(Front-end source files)
--*--

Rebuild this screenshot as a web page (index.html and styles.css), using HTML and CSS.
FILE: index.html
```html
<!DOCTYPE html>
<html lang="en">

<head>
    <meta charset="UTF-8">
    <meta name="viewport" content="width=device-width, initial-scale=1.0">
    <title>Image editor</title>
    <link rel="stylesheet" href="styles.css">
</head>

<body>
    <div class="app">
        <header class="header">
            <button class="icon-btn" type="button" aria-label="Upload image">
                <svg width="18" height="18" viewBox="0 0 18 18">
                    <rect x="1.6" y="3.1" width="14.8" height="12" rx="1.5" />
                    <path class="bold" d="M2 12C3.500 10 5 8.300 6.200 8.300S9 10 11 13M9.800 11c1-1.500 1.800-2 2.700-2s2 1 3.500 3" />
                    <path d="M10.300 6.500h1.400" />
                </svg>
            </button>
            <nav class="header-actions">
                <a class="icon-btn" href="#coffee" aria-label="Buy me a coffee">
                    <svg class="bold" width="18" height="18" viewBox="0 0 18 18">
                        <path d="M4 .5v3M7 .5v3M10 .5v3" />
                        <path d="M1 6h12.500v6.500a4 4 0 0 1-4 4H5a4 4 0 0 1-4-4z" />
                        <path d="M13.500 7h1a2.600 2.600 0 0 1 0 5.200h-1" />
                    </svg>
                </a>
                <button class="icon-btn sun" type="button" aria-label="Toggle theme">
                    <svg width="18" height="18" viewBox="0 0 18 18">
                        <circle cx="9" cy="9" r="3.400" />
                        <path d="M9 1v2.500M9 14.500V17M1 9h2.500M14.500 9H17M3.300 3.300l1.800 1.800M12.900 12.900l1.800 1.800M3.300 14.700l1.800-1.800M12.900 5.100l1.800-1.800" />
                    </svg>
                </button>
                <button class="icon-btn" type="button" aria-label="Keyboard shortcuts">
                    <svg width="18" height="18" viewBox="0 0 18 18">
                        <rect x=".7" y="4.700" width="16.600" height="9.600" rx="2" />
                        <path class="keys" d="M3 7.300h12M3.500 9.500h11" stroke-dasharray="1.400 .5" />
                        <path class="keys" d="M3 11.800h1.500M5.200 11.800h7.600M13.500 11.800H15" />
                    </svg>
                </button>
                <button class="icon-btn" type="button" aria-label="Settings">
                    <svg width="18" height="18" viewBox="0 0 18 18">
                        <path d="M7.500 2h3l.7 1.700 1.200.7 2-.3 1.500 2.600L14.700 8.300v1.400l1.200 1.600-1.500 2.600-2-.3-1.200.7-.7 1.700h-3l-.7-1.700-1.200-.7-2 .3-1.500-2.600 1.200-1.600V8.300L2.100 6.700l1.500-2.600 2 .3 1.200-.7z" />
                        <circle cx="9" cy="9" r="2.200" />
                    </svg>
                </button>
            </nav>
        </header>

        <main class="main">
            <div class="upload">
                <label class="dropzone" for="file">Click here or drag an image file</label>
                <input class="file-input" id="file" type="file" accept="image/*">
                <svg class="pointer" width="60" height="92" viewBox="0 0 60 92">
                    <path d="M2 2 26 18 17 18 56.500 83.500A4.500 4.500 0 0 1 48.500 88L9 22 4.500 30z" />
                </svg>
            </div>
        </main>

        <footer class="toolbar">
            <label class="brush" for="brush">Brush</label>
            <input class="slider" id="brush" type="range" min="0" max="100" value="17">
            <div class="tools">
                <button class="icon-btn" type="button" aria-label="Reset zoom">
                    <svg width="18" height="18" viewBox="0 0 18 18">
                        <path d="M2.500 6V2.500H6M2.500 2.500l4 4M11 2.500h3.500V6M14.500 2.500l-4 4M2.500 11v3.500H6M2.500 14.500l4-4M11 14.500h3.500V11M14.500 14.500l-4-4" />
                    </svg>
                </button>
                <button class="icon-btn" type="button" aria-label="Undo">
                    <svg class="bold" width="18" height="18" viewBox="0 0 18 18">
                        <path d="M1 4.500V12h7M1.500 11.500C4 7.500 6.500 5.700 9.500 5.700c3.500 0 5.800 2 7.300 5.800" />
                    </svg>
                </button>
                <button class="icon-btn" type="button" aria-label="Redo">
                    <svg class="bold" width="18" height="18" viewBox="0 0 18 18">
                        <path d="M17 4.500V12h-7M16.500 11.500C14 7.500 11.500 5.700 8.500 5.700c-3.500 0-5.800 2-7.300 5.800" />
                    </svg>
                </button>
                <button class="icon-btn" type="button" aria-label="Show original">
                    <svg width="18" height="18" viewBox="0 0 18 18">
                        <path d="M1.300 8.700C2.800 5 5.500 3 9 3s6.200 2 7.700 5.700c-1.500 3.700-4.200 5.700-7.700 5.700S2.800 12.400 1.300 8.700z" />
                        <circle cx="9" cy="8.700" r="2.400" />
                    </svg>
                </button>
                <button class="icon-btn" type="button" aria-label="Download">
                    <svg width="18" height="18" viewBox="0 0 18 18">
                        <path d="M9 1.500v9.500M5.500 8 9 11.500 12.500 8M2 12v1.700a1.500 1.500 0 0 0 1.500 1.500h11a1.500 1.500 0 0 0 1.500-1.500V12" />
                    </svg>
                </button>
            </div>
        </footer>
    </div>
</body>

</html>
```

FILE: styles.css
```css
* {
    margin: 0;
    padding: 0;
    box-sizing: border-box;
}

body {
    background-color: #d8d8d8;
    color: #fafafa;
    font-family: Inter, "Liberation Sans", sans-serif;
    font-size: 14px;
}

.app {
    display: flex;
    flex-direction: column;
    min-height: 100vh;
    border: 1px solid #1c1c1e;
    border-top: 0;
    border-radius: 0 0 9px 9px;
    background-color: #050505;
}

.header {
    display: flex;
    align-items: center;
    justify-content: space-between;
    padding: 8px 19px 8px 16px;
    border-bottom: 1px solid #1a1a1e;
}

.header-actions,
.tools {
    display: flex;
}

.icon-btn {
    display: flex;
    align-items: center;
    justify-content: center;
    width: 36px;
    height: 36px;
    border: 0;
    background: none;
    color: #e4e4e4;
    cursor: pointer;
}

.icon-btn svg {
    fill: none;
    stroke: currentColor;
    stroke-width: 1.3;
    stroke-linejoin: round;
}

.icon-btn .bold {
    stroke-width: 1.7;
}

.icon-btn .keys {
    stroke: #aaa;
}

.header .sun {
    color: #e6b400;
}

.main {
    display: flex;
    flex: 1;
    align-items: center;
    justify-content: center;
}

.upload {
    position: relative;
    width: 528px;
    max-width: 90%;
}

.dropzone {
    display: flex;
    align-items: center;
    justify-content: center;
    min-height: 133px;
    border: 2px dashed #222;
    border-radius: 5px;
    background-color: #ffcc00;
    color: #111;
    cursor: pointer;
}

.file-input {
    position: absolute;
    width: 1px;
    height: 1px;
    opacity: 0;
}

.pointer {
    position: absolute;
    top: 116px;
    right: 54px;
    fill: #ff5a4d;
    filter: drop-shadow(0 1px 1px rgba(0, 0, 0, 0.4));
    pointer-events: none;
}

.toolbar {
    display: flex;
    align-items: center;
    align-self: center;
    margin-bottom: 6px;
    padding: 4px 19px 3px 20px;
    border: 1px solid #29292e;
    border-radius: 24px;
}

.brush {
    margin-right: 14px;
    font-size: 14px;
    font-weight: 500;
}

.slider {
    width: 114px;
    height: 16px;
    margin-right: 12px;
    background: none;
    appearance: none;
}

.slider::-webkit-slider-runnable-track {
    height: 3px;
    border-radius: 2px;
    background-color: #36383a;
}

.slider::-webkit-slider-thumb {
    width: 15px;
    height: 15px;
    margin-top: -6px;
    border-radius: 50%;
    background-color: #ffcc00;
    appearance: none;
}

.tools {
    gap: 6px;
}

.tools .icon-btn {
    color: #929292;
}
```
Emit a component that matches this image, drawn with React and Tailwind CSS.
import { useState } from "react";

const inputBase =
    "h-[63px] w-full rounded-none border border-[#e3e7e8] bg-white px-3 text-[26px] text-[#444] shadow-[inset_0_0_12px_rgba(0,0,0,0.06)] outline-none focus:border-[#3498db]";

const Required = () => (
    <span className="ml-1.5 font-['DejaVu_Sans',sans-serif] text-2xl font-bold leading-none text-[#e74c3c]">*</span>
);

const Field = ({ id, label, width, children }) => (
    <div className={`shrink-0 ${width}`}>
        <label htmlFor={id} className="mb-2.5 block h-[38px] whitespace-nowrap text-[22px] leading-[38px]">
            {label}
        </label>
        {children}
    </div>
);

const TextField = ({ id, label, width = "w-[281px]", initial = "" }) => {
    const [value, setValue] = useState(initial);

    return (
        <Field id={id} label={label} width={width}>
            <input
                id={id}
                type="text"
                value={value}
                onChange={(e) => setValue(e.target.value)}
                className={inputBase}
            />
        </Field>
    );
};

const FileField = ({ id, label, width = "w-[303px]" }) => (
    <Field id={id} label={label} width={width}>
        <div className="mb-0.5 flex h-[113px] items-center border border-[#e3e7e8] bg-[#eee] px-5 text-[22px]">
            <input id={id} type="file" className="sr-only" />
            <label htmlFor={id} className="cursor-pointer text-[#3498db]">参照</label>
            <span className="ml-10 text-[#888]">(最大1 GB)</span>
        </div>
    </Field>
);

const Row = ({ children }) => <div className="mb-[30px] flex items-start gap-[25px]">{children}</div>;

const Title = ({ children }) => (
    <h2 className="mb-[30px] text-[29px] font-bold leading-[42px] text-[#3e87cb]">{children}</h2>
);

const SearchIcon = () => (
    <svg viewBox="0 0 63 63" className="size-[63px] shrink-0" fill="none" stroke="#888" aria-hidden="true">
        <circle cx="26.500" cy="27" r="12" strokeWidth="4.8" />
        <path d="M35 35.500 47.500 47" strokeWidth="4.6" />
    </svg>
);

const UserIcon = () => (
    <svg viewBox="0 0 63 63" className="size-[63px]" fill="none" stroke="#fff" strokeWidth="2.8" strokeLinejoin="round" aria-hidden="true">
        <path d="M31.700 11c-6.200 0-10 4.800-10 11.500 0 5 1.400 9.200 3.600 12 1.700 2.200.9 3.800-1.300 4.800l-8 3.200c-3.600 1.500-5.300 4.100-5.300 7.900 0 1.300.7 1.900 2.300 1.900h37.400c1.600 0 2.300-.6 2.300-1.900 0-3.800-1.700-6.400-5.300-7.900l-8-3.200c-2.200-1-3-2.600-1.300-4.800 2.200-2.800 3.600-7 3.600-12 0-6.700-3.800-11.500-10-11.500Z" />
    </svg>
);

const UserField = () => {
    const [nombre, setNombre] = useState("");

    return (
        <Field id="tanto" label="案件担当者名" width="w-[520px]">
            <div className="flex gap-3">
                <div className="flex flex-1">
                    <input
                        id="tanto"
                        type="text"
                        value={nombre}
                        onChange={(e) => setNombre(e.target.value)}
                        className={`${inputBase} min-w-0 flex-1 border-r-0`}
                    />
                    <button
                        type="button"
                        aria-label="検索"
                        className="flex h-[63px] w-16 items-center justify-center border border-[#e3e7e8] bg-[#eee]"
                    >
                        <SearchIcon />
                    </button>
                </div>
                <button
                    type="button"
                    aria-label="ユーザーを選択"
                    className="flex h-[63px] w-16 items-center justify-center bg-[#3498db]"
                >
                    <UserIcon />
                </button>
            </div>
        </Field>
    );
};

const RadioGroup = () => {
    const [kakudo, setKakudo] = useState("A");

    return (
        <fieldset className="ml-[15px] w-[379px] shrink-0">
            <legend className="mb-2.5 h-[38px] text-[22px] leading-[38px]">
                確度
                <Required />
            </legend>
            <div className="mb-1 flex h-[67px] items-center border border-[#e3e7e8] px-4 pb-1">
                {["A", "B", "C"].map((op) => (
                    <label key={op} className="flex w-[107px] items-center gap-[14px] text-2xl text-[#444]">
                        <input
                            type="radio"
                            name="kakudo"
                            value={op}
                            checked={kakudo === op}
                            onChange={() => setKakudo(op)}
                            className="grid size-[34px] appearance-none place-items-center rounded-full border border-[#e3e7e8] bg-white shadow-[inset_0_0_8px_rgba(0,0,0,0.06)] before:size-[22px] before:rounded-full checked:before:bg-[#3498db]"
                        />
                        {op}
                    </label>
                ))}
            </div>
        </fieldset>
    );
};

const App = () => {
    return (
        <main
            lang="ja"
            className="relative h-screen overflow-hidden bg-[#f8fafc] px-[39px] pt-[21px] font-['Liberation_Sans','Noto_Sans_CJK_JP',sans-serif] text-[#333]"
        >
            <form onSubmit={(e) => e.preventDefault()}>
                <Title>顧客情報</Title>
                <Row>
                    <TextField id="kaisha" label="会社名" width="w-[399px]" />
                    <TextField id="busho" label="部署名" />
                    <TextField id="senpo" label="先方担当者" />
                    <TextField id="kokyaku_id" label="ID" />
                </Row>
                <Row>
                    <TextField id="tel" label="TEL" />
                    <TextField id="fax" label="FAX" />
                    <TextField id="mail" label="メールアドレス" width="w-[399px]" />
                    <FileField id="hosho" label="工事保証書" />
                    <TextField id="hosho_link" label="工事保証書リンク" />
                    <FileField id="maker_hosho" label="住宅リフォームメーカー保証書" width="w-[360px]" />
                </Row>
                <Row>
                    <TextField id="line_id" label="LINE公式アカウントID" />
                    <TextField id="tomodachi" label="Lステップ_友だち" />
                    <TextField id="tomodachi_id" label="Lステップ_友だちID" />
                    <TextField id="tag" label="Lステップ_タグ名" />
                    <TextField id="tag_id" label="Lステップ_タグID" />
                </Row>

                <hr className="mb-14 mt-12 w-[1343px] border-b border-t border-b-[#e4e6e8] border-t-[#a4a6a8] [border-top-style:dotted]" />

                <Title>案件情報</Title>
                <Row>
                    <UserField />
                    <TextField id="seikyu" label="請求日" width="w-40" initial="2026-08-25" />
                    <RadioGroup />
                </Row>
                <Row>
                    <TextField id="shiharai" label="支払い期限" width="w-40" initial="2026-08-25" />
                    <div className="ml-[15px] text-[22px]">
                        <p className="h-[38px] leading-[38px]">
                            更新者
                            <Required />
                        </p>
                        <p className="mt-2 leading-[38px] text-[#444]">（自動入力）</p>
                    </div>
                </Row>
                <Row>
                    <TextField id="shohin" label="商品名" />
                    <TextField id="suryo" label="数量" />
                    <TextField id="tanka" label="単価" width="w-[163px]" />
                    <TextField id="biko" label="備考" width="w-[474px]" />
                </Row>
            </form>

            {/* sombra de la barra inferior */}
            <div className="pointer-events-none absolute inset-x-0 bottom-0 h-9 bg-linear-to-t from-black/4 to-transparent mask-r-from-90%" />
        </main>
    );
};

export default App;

--*--

▶ **Requirement**
Your task is to quote exactly the lines beginning with the one that contains "Emit a component" and ending with the one that contains "w-full rounded-none border", with nothing left out or added.

▶ **Task solution**
Emit a component that matches this image, drawn with React and Tailwind CSS.
import { useState } from "react";

const inputBase =
    "h-[63px] w-full rounded-none border border-[#e3e7e8] bg-white px-3 text-[26px] text-[#444] shadow-[inset_0_0_12px_rgba(0,0,0,0.06)] outline-none focus:border-[#3498db]";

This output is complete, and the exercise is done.